Google Australia’s director of public policy Lucinda Longcroft said the majority of the 23 deleted videos were removed for breaching its COVID-19 misinformation policies, and two videos were deleted for violating its election integrity policy. She said Sky News had not appealed the deletion of the videos.
“They have communicated to us private concerns about the process but that they have not refuted the violation of our COVID-19 misinformation policies,” Ms Longcroft told the inquiry.
She said YouTube began removing misinformation about COVID-19 in March 2020 and expanded its policies to cover misinformation relating to vaccines in October. Sky News was first issued with a warning about its content in December, and then received a strike that prompted a seven-day ban in July.
Mr Whittaker said Sky was suspended before it had the opportunity to appeal the ban and described YouTube’s misinformation policies as so “opaque” that it began to self-censor and remove videos to avoid a potential permanent ban.
“On July 29, we were informed that we were subject to a strike, and we were given less than 30 minutes notice to be told that we could not upload any videos. So there’s no appeal at that time because you are already suspended,” Mr Whittaker said.
“Sky News took the proactive approach of removing a batch of videos all published during 2020 from online platforms to ensure ongoing compliance with YouTube’s arbitrary editorial guidelines.”

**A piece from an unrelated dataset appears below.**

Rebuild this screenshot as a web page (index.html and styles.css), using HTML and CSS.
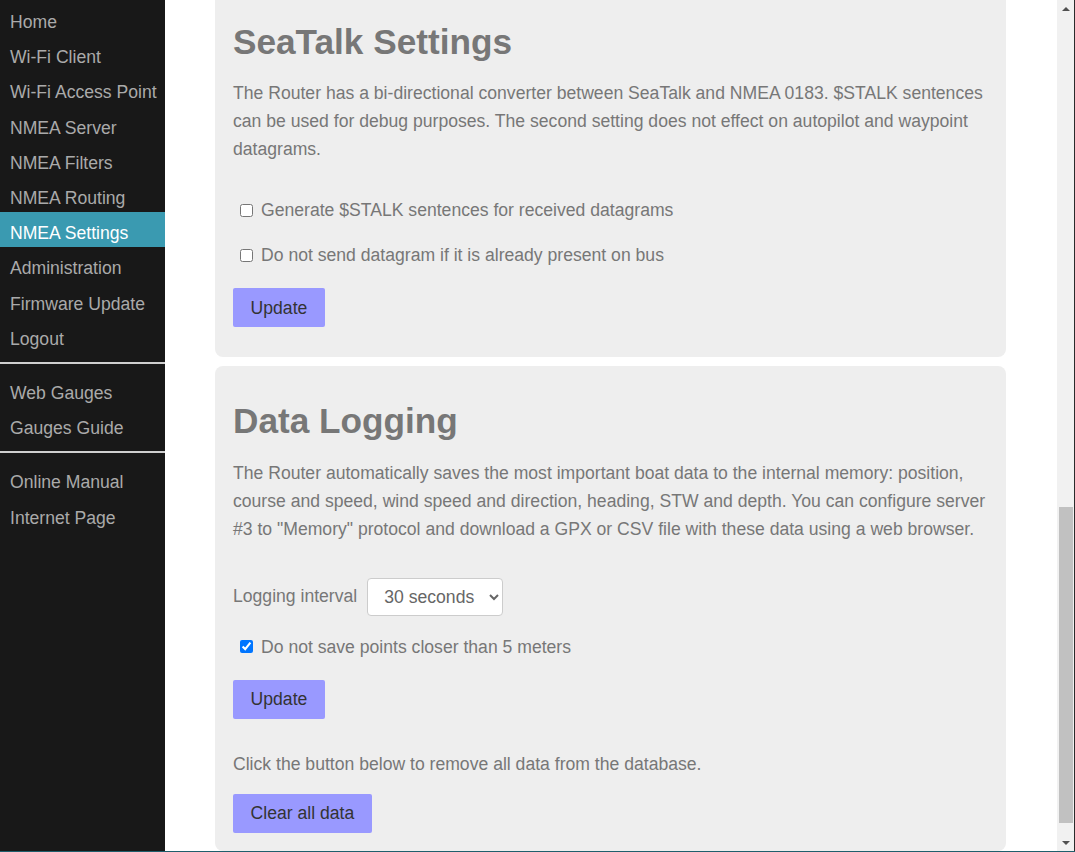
FILE: index.html
```html
<!DOCTYPE html>
<html lang="en">
<head>
<meta charset="utf-8">
<title>NMEA Settings</title>
<link rel="stylesheet" href="styles.css">
</head>
<body>
<div class="app">
  <nav class="sidebar">
    <a class="nav-item" href="#">Home</a>
    <a class="nav-item" href="#">Wi-Fi Client</a>
    <a class="nav-item" href="#">Wi-Fi Access Point</a>
    <a class="nav-item" href="#">NMEA Server</a>
    <a class="nav-item" href="#">NMEA Filters</a>
    <a class="nav-item" href="#">NMEA Routing</a>
    <a class="nav-item active" href="#">NMEA Settings</a>
    <a class="nav-item" href="#">Administration</a>
    <a class="nav-item" href="#">Firmware Update</a>
    <a class="nav-item" href="#">Logout</a>
    <hr class="nav-sep">
    <a class="nav-item" href="#">Web Gauges</a>
    <a class="nav-item" href="#">Gauges Guide</a>
    <hr class="nav-sep">
    <a class="nav-item" href="#">Online Manual</a>
    <a class="nav-item" href="#">Internet Page</a>
  </nav>
  <main class="main">
    <div class="content">
      <section class="card card-first">
        <h1 class="card-title">SeaTalk Settings</h1>
        <p class="text">The Router has a bi-directional converter between SeaTalk and NMEA 0183. $STALK sentences can be used for debug purposes. The second setting does not effect on autopilot and waypoint datagrams.</p>
        <label class="check-row check-first"><input type="checkbox" class="check"><span>Generate $STALK sentences for received datagrams</span></label>
        <label class="check-row check-next"><input type="checkbox" class="check"><span>Do not send datagram if it is already present on bus</span></label>
        <button class="btn btn-after-check">Update</button>
      </section>
      <section class="card card-second">
        <h1 class="card-title">Data Logging</h1>
        <p class="text">The Router automatically saves the most important boat data to the internal memory: position, course and speed, wind speed and direction, heading, STW and depth. You can configure server #3 to "Memory" protocol and download a GPX or CSV file with these data using a web browser.</p>
        <div class="select-row">
          <span class="select-label">Logging interval</span>
          <select class="select">
            <option>30 seconds</option>
          </select>
        </div>
        <label class="check-row check-after-select"><input type="checkbox" class="check" checked><span>Do not save points closer than 5 meters</span></label>
        <button class="btn btn-after-check">Update</button>
        <p class="text text-after-btn">Click the button below to remove all data from the database.</p>
        <button class="btn btn-after-text">Clear all data</button>
      </section>
    </div>
  </main>
  <div class="scrollbar">
    <div class="sb-btn"><span class="arrow-up"></span></div>
    <div class="sb-track">
      <div class="sb-thumb"></div>
    </div>
    <div class="sb-btn"><span class="arrow-down"></span></div>
  </div>
</div>
</body>
</html>
```

FILE: styles.css
```css
html, body {
  margin: 0;
  padding: 0;
  overflow: hidden;
}

body {
  font-family: "Liberation Sans", Arial, sans-serif;
  font-size: 17.6px;
  color: #777;
  background: #fff;
}

.app {
  display: flex;
  height: 851px;
  border-bottom: 1px solid #1f5e6c;
  overflow: hidden;
}

/* Sidebar */
.sidebar {
  flex: 0 0 165px;
  width: 165px;
  min-width: 0;
  overflow: hidden;
  background: #181818;
  display: flex;
  flex-direction: column;
  padding-top: 1px;
}

.nav-item {
  display: block;
  padding: 11px 10px 3px;
  line-height: 21.2px;
  color: #aaa;
  text-decoration: none;
  white-space: nowrap;
}

.nav-item.active {
  background: #3a9ab1;
  color: #fff;
}

.nav-sep {
  border: 0;
  height: 2px;
  flex: 0 0 2px;
  background: #cfcfcf;
  margin: 9px 0 8px;
}

/* Main */
.main {
  flex: 1 1 auto;
  min-width: 0;
  background: #fff;
  overflow: hidden;
}

.content {
  margin-top: -13px;
  padding: 0 51px 0 50px;
  display: flex;
  flex-direction: column;
  gap: 9px;
}

.card {
  background: #eee;
  border-radius: 8px;
  padding: 12px 18px;
  display: flex;
  flex-direction: column;
  align-items: flex-start;
}

.card-first {
  padding-bottom: 30px;
}

.card-second {
  padding-bottom: 18px;
}

.card-title {
  margin: 23px 0 18px;
  font-size: 35.2px;
  font-weight: bold;
  line-height: 39.3px;
  color: #777;
}

.text {
  margin: 0;
  line-height: 28px;
}

.check-row {
  display: flex;
  align-items: center;
  line-height: 28px;
}

.check {
  width: 13px;
  height: 13px;
  margin: 0 8px 0 7px;
}

.check-first {
  margin-top: 33px;
}

.check-next {
  margin-top: 17px;
}

.check-after-select {
  margin-top: 17px;
}

.btn {
  font-family: "Liberation Sans", Arial, sans-serif;
  font-size: 17.6px;
  line-height: 20px;
  color: #333;
  background: #9999ff;
  border: 0;
  border-radius: 2px;
  padding: 9.5px 17.6px;
}

.btn-after-check {
  margin-top: 19px;
}

.text-after-btn {
  margin-top: 31px;
}

.btn-after-text {
  margin-top: 16px;
}

.select-row {
  display: flex;
  align-items: center;
  gap: 10px;
  margin-top: 35px;
}

.select {
  font-family: "Liberation Sans", Arial, sans-serif;
  font-size: 17.6px;
  color: #666;
  background: #fff;
  border: 1px solid #ccc;
  border-radius: 4px;
  height: 38px;
  width: 136px;
  padding: 0 8px 0 12px;
}

/* Fake scrollbar */
.scrollbar {
  flex: 0 0 17px;
  background: #f1f1f1;
  border-right: 1px solid #2b2b2b;
  display: flex;
  flex-direction: column;
}

.sb-btn {
  height: 17px;
  flex: 0 0 17px;
  display: flex;
  align-items: center;
  justify-content: center;
}

.arrow-up {
  width: 0;
  height: 0;
  border-left: 4px solid transparent;
  border-right: 4px solid transparent;
  border-bottom: 4px solid #505050;
}

.arrow-down {
  width: 0;
  height: 0;
  border-left: 4px solid transparent;
  border-right: 4px solid transparent;
  border-top: 4px solid #505050;
}

.sb-track {
  flex: 1 1 auto;
  display: flex;
  flex-direction: column;
  justify-content: flex-end;
  padding: 0 1px 11px 2px;
}

.sb-thumb {
  height: 316px;
  background: #c1c1c1;
}
```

In one since-deleted clip from August 2020, co-hosts of the Outsiders program Rohan Dean, Rita Panahi, and James Morrow, who has since been appointed The Daily Telegraph’s federal political editor, gave viewers “the Outsiders guide to hydroxychloroquine” in which they talk up the effectiveness of the unproven treatment.
Dean, in a separate clip from September 2020, calls for Chief Medical Officer Paul Kelly to resign over his stance that drug was not a proven treatment for COVID-19, saying “the jury is in and the jury says categorically hydroxychloroquine saves lives and Australians must be given access to this drug”.
Former Prime Minister Kevin Rudd, a vocal critic of News Corp, returned for his second appearance at the inquiry and said Google had been left to “blow the whistle” because the media regulator had failed to act.
“What was the Australian Communications and Media Authority doing to earn their salary to allow this to occur? They have a responsibility here under the law because this material is being rebroadcast on free to air television,” Mr Rudd said.
ACMA chairwoman Nerida O’Loughlin said the regulator had received 37 complaints this year about Sky News’ COVID content, 24 of which were referred to the network for the consideration.
“The actions of YouTube reflect that they have an algorithm, which monitors content [and] which looks into content. We do not do that,” Ms O’Loughlin said.
She said ACMA operated under a co-regulatory model that gives broadcasters the initial responsibility for addressing complaints, and it would be a matter for Parliament to change that approach if it believed the powers were unsatisfactory.